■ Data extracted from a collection
# # #

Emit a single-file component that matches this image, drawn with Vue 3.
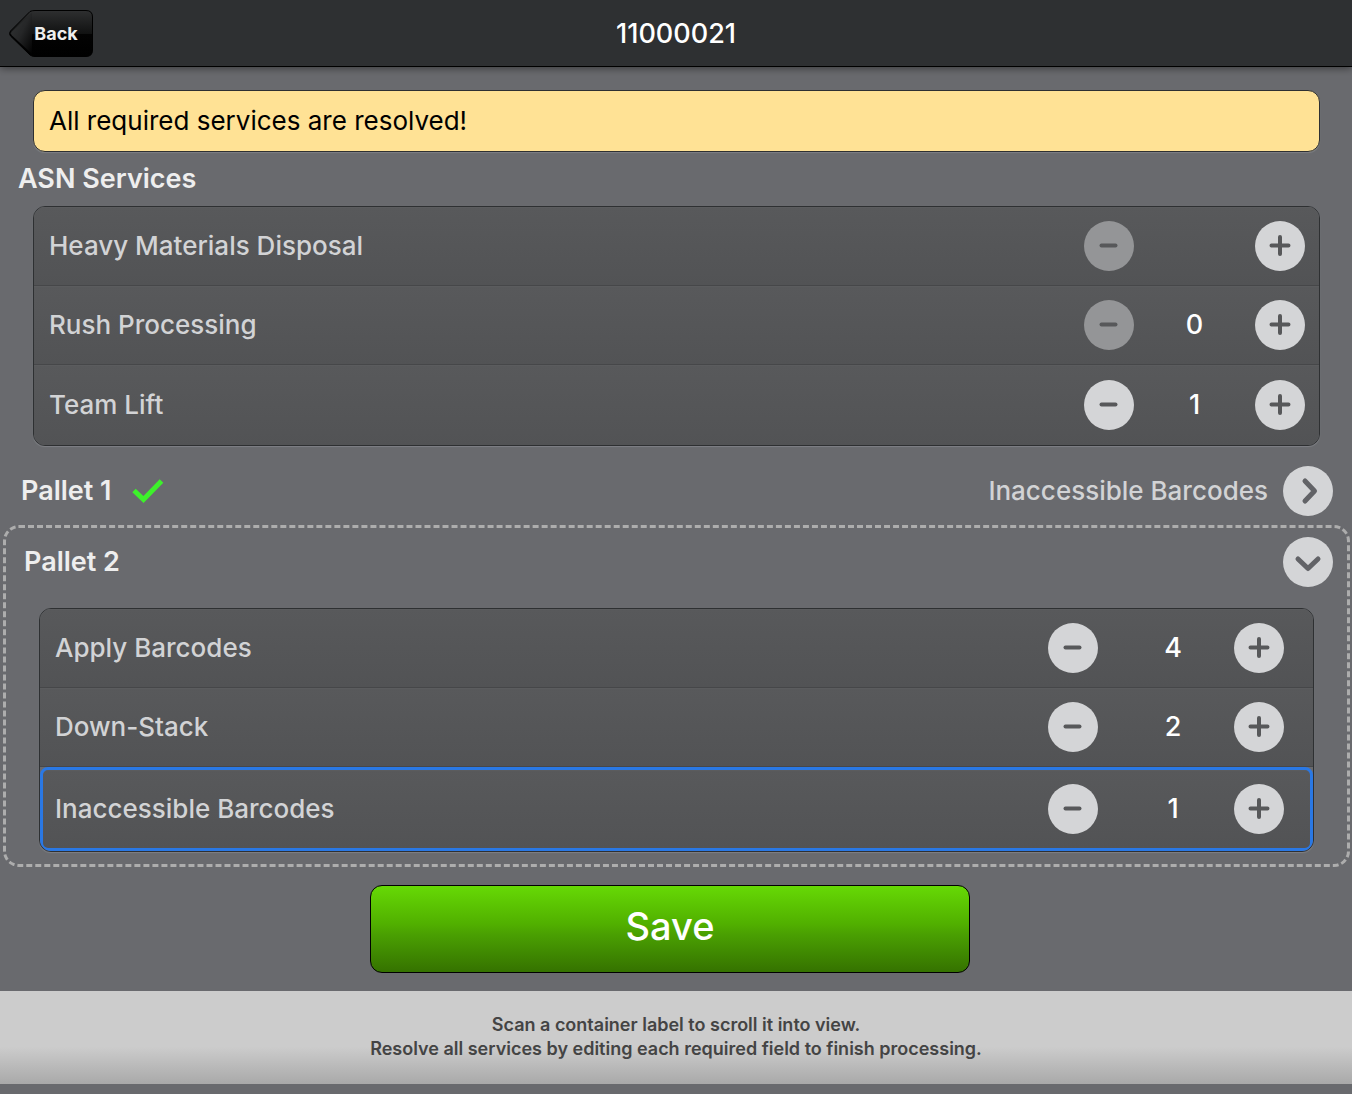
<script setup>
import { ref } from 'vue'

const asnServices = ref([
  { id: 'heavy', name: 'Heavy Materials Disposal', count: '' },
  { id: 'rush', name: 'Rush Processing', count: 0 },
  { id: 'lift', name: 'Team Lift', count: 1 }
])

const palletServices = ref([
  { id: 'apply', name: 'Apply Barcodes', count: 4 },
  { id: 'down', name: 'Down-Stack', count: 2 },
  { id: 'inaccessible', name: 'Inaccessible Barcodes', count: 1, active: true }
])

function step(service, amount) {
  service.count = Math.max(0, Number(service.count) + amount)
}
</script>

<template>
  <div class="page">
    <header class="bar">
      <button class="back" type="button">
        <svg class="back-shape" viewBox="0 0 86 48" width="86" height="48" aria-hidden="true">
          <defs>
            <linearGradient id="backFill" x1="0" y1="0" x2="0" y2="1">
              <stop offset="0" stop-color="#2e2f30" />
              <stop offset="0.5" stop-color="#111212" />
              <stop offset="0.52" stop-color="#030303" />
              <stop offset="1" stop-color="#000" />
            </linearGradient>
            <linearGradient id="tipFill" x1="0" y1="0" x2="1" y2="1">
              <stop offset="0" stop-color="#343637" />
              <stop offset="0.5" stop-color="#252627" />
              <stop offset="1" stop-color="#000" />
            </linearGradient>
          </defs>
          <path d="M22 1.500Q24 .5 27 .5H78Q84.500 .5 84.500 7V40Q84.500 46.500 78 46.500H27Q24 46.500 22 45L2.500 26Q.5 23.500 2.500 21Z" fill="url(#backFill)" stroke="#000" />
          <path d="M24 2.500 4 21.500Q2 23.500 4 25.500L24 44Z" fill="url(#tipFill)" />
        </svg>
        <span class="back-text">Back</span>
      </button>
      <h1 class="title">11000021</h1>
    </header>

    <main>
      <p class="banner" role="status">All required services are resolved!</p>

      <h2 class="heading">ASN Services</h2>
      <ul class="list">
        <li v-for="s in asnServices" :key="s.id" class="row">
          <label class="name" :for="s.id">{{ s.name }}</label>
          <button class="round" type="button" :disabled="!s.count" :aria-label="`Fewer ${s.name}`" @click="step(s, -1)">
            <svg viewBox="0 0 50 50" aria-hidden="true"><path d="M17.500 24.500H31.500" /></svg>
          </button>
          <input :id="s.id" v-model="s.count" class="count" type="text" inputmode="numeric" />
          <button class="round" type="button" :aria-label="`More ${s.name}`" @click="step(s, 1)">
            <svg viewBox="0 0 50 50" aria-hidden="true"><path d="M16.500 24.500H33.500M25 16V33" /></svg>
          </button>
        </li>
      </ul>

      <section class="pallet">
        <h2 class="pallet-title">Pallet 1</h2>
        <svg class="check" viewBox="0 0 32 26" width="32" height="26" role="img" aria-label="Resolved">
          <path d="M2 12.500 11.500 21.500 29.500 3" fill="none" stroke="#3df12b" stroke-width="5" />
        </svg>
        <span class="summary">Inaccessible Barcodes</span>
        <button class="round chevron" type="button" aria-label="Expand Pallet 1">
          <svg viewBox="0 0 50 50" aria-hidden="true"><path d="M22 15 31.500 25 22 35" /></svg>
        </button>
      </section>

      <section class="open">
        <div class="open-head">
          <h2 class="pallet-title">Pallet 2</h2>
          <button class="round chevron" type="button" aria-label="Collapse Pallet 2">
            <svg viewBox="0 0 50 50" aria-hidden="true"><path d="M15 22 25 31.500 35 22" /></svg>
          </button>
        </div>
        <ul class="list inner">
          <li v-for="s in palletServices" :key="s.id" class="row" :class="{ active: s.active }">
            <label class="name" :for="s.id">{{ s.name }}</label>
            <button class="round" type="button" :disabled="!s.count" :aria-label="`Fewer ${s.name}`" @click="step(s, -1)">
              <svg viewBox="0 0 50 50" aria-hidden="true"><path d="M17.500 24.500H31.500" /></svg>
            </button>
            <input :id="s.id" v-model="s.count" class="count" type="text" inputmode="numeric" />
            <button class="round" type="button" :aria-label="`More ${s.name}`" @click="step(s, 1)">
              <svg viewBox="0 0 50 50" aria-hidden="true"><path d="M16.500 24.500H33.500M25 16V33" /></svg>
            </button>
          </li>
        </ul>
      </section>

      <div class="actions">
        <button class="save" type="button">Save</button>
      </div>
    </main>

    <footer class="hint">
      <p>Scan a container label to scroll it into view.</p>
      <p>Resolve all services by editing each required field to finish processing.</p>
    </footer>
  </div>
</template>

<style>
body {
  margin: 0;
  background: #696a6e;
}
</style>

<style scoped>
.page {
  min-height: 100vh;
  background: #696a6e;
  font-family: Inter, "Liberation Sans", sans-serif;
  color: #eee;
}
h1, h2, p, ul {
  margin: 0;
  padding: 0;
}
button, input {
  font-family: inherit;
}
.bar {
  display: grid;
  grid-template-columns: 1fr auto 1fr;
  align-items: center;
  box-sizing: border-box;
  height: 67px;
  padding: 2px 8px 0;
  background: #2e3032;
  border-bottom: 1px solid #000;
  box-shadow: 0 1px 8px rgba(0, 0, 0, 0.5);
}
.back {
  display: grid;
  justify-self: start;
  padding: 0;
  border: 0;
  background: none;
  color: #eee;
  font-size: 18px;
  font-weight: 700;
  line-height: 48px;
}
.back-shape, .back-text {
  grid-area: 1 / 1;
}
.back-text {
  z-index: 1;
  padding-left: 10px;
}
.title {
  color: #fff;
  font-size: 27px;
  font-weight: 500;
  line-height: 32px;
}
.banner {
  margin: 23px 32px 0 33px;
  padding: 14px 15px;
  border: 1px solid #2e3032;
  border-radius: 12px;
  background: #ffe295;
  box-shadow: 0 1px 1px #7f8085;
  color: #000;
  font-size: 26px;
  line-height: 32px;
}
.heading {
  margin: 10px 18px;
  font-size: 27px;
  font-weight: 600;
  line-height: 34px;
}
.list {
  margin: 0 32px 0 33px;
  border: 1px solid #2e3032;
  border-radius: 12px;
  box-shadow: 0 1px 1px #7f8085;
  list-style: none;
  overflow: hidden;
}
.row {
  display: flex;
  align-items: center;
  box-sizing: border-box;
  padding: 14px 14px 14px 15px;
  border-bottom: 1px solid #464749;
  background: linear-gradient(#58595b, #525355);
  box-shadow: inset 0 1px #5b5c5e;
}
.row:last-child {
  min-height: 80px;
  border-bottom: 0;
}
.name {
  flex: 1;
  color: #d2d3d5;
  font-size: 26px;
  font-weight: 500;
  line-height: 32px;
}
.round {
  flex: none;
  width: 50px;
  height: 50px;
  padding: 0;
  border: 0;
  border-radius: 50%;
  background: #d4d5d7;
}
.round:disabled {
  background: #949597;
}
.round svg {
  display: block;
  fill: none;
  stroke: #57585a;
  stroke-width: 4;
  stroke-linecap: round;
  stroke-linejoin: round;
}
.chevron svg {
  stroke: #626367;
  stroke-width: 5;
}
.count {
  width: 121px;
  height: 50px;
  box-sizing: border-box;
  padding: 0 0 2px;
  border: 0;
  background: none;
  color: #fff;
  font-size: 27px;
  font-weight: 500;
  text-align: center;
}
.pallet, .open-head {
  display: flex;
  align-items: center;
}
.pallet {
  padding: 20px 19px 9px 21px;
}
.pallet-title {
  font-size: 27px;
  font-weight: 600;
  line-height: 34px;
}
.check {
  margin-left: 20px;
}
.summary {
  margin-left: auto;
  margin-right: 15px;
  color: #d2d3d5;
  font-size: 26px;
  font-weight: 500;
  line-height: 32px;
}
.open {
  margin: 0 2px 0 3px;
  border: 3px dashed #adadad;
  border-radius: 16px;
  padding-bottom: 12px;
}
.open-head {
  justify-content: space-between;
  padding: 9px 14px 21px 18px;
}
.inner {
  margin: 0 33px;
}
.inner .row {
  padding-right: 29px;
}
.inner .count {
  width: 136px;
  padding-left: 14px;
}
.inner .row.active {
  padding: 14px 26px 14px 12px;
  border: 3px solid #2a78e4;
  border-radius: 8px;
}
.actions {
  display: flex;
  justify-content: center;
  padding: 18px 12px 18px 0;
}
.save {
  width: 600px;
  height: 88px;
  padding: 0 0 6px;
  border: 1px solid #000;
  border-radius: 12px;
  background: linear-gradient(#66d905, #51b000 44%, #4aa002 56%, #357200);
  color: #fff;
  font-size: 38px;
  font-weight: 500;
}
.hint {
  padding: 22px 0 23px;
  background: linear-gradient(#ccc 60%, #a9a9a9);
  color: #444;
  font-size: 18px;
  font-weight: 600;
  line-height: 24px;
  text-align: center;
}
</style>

# # #

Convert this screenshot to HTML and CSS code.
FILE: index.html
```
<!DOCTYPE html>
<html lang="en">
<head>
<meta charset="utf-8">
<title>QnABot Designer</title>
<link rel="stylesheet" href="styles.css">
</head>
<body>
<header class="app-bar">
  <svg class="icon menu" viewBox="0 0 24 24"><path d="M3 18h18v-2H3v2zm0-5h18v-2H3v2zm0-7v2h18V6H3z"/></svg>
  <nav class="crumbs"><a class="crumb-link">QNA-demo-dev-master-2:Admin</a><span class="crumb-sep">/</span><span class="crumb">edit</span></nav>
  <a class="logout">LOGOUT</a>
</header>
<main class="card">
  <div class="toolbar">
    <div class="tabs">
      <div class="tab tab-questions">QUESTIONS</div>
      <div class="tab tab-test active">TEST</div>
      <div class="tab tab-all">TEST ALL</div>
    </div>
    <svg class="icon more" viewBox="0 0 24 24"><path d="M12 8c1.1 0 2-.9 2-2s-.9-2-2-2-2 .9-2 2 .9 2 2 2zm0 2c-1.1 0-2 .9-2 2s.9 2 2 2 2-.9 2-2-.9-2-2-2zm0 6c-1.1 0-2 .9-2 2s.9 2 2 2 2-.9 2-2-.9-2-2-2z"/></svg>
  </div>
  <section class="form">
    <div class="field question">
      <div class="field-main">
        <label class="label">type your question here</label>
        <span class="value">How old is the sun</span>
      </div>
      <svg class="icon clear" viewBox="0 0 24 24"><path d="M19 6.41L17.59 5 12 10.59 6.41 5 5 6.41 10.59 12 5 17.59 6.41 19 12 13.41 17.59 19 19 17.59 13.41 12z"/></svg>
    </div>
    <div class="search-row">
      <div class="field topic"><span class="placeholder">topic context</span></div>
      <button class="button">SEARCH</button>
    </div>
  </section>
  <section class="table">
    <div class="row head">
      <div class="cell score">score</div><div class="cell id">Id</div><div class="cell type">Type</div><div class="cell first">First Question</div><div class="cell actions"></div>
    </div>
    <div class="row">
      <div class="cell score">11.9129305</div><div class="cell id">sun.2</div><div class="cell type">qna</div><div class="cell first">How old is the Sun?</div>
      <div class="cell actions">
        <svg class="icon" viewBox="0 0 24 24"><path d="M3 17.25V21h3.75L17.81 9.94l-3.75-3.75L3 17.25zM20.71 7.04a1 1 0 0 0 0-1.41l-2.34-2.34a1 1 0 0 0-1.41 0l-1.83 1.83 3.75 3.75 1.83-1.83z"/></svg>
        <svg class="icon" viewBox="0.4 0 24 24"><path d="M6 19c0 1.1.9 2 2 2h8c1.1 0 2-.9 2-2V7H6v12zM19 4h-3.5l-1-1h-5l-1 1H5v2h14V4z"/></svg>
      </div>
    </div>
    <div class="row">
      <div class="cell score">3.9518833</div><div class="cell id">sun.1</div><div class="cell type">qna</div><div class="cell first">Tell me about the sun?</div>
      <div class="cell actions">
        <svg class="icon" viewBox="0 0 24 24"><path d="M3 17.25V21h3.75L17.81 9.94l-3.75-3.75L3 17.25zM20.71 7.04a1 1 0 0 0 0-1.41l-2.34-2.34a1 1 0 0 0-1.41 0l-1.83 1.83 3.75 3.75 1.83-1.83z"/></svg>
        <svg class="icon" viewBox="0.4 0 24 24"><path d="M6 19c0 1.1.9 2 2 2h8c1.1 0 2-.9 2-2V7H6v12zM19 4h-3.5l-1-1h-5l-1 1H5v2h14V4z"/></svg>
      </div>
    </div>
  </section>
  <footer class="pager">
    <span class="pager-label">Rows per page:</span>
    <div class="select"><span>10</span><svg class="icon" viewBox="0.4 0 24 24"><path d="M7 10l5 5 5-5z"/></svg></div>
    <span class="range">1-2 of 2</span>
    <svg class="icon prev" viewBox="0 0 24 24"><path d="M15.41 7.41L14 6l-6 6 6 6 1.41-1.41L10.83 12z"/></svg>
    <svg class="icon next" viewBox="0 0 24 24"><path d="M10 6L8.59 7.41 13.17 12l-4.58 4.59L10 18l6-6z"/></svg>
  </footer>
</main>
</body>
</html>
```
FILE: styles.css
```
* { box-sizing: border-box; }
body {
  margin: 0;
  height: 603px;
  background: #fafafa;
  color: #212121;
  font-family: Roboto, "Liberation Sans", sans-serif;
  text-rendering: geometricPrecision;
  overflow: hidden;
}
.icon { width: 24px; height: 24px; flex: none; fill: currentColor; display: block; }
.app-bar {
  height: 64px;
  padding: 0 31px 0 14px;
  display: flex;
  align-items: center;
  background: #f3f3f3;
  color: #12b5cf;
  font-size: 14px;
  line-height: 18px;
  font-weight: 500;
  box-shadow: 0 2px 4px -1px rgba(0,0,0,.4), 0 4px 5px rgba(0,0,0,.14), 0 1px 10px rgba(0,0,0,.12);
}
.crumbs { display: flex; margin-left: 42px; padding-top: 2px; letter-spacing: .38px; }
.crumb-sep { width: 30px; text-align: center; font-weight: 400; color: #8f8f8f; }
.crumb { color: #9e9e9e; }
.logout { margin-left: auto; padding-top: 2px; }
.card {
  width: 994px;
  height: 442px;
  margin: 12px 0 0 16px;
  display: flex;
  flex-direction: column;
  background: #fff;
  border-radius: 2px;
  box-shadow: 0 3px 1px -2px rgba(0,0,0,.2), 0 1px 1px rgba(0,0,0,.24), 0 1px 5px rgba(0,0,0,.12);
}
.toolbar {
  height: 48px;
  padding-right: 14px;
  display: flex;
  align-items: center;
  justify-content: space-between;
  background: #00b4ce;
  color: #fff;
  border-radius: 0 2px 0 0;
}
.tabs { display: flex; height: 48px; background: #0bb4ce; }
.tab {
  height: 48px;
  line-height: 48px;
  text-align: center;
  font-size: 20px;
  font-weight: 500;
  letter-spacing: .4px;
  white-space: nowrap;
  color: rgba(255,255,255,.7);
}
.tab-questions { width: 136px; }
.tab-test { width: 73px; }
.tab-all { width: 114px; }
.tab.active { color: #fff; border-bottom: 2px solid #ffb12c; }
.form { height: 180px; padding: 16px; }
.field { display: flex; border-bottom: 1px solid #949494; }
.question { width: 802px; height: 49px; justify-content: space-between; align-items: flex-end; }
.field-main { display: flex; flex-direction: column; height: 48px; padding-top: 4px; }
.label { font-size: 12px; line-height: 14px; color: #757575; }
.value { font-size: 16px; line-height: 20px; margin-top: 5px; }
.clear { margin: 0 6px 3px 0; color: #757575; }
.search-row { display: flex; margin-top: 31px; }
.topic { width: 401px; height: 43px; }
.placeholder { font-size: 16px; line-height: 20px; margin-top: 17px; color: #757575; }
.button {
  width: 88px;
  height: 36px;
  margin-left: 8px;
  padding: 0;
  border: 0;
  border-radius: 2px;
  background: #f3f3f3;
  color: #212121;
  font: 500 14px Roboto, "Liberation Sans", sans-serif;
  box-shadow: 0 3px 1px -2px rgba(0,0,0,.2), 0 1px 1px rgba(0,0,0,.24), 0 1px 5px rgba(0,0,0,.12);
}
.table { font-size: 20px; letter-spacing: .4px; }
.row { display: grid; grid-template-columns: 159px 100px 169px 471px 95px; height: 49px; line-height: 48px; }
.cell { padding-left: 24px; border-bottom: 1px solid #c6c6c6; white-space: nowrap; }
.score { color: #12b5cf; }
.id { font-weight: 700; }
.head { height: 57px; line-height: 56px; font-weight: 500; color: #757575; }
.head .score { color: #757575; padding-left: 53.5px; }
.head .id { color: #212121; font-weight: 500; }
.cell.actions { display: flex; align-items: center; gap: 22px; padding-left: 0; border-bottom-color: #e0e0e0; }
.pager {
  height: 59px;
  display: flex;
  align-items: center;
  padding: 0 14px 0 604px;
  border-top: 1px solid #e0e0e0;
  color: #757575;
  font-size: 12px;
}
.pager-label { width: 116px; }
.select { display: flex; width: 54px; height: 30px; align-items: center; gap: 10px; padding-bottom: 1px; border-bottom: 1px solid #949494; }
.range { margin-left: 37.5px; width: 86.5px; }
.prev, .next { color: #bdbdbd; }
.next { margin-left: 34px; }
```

# # #

■ Requirement
Within the listing above, find every line containing the string "this" and return it.

■ Expected output
Emit a single-file component that matches this image, drawn with Vue 3.
Convert this screenshot to HTML and CSS code.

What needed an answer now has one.